Exercise requirements
In the data below, find every line that has the string "page", and copy it.

Data extract
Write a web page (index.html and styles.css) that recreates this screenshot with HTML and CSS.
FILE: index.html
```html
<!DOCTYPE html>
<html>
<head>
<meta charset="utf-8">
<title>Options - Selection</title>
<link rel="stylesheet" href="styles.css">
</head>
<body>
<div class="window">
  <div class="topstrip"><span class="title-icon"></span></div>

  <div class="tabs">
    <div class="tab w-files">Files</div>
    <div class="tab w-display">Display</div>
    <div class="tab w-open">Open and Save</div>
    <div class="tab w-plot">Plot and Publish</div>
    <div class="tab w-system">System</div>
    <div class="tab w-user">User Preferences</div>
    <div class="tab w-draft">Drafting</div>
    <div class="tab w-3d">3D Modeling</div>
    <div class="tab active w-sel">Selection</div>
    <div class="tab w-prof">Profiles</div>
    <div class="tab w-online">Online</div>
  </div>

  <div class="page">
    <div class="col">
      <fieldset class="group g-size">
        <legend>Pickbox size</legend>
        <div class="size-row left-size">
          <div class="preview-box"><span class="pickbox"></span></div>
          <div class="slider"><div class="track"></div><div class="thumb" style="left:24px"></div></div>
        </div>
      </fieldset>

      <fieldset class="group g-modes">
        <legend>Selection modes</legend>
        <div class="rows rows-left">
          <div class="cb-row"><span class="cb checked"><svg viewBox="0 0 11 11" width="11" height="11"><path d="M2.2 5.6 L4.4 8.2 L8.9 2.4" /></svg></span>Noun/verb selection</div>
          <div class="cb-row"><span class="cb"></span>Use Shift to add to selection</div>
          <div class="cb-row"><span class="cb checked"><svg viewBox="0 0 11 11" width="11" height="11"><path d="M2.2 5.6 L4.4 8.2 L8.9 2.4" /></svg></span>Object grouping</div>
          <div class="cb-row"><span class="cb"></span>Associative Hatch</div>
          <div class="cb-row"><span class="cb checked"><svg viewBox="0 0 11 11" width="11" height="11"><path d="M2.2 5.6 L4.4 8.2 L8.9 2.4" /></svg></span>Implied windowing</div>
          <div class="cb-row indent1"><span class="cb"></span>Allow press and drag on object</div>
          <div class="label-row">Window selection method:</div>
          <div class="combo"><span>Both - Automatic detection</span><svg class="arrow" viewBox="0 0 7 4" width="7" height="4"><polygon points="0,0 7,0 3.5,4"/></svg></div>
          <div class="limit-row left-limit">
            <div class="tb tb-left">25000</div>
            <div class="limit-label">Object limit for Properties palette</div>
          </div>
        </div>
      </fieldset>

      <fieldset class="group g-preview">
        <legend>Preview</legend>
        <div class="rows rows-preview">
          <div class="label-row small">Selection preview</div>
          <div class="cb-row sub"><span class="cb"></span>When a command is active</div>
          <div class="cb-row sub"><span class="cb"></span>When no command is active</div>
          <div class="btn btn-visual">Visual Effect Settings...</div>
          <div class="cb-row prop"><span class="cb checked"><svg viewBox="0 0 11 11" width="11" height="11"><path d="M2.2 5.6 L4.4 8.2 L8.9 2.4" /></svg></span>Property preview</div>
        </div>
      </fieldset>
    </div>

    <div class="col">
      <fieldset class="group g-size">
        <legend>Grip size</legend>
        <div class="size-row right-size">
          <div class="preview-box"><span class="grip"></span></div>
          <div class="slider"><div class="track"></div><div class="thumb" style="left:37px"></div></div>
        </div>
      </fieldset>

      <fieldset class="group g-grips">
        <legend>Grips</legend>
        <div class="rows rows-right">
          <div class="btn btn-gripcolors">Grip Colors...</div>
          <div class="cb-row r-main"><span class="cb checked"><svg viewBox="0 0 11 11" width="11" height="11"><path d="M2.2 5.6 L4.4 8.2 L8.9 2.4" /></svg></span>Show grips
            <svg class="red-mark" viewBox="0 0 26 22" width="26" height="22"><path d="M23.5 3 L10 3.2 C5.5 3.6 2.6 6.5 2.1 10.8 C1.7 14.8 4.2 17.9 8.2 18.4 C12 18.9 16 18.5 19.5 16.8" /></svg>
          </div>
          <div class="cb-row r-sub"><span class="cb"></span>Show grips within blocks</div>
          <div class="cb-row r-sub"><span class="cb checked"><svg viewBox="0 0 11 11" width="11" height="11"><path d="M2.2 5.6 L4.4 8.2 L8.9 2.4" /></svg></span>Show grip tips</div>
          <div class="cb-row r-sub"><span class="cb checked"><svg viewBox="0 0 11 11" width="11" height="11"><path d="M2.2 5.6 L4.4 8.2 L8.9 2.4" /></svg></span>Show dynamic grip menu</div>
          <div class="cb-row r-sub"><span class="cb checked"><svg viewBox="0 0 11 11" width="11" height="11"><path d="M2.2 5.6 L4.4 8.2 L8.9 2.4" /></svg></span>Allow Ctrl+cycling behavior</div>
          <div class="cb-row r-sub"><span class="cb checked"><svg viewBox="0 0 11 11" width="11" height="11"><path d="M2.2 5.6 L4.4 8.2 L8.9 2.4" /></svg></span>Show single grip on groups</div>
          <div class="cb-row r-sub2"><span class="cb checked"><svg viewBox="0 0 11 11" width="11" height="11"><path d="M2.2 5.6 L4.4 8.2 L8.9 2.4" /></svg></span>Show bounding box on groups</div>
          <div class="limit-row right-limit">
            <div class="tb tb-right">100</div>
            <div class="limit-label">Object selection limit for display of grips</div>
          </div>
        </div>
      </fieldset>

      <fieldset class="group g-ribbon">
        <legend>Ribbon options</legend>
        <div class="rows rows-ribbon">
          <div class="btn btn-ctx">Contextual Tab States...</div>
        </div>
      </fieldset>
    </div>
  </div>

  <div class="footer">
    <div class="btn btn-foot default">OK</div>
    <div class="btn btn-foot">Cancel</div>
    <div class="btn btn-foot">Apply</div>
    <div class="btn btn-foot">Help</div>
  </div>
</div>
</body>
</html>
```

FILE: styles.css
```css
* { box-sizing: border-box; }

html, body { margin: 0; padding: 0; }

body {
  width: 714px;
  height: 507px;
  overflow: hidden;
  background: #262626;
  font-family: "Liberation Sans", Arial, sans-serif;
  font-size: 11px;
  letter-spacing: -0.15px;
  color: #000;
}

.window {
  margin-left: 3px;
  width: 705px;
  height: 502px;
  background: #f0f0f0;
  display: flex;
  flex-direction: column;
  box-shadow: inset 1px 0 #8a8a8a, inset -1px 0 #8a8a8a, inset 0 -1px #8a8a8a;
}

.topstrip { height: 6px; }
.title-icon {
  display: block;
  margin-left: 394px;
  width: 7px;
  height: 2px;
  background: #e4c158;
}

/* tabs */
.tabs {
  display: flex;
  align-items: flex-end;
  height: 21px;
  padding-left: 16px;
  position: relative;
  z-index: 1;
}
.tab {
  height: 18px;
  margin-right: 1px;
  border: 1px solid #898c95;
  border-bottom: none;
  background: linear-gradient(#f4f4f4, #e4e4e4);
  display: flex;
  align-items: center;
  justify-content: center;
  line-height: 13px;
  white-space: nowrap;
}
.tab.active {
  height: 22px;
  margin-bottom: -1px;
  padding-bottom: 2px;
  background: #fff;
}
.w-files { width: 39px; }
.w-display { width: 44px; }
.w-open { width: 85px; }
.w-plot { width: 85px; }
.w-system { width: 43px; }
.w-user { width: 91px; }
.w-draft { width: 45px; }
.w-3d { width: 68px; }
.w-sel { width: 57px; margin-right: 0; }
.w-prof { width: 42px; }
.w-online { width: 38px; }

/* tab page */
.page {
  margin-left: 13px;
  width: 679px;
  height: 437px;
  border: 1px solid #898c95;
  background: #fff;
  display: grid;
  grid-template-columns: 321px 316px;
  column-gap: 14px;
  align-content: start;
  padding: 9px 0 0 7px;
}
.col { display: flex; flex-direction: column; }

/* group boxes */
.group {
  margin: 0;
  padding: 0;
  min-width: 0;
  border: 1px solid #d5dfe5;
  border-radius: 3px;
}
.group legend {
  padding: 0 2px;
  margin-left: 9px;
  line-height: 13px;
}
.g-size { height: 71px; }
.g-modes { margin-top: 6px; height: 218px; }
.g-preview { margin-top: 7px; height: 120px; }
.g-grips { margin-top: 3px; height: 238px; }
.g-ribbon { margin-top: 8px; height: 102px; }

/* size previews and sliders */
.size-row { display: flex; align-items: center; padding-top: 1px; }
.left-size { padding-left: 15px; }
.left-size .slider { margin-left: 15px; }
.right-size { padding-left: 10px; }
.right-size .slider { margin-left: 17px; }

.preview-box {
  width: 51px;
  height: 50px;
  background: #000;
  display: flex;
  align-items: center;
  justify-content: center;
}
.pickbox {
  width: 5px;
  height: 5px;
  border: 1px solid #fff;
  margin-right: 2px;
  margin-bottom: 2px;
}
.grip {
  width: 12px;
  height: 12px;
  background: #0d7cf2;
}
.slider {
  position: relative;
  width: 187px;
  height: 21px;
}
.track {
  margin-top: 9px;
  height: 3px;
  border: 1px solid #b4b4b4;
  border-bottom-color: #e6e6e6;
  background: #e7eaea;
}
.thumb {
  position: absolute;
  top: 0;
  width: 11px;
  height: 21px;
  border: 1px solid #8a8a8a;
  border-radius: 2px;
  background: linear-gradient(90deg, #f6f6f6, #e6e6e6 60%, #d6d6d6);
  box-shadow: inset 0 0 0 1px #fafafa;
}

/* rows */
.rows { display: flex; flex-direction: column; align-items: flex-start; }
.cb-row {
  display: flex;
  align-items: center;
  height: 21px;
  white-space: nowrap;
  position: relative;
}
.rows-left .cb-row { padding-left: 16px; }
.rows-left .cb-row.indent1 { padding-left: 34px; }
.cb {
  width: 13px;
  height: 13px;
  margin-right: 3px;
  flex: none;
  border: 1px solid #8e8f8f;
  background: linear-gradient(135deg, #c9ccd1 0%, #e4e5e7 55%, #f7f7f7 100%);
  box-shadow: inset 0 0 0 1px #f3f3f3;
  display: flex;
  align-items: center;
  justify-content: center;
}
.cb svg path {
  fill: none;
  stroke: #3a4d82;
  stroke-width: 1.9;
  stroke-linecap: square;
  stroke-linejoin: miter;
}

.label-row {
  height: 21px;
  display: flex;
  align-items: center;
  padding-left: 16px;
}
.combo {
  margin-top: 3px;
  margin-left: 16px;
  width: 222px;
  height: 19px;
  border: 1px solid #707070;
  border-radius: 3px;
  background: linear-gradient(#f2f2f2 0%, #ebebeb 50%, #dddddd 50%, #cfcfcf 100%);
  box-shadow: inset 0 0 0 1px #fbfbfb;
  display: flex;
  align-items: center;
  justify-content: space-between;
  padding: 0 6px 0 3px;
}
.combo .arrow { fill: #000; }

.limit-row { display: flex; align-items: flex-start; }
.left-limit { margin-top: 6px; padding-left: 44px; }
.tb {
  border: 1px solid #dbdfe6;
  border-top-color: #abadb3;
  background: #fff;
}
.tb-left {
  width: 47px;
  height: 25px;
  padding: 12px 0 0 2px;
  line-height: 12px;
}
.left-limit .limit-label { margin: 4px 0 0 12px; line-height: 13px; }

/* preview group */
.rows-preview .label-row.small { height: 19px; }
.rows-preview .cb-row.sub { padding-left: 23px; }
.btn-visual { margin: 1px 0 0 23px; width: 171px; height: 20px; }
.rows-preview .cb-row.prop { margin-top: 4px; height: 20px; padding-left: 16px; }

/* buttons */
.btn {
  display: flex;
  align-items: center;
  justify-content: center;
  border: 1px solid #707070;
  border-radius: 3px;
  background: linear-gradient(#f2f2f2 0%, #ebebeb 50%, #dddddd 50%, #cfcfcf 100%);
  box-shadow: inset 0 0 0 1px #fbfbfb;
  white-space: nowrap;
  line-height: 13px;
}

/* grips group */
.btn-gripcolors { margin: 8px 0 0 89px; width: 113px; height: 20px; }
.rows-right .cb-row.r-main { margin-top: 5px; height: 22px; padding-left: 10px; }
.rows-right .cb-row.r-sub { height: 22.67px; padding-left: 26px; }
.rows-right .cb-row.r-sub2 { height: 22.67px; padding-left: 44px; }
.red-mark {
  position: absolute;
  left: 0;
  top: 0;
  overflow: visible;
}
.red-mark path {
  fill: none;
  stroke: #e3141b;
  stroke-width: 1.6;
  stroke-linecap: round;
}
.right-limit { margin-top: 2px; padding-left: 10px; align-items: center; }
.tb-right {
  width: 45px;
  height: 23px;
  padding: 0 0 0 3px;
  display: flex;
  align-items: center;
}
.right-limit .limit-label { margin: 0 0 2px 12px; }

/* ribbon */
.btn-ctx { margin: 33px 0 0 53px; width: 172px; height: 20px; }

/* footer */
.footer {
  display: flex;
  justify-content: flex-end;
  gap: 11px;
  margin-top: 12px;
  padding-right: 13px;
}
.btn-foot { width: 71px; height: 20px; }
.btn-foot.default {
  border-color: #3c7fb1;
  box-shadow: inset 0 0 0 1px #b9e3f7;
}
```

Correct result
Write a web page (index.html and styles.css) that recreates this screenshot with HTML and CSS.
  <div class="page">
/* tab page */
.page {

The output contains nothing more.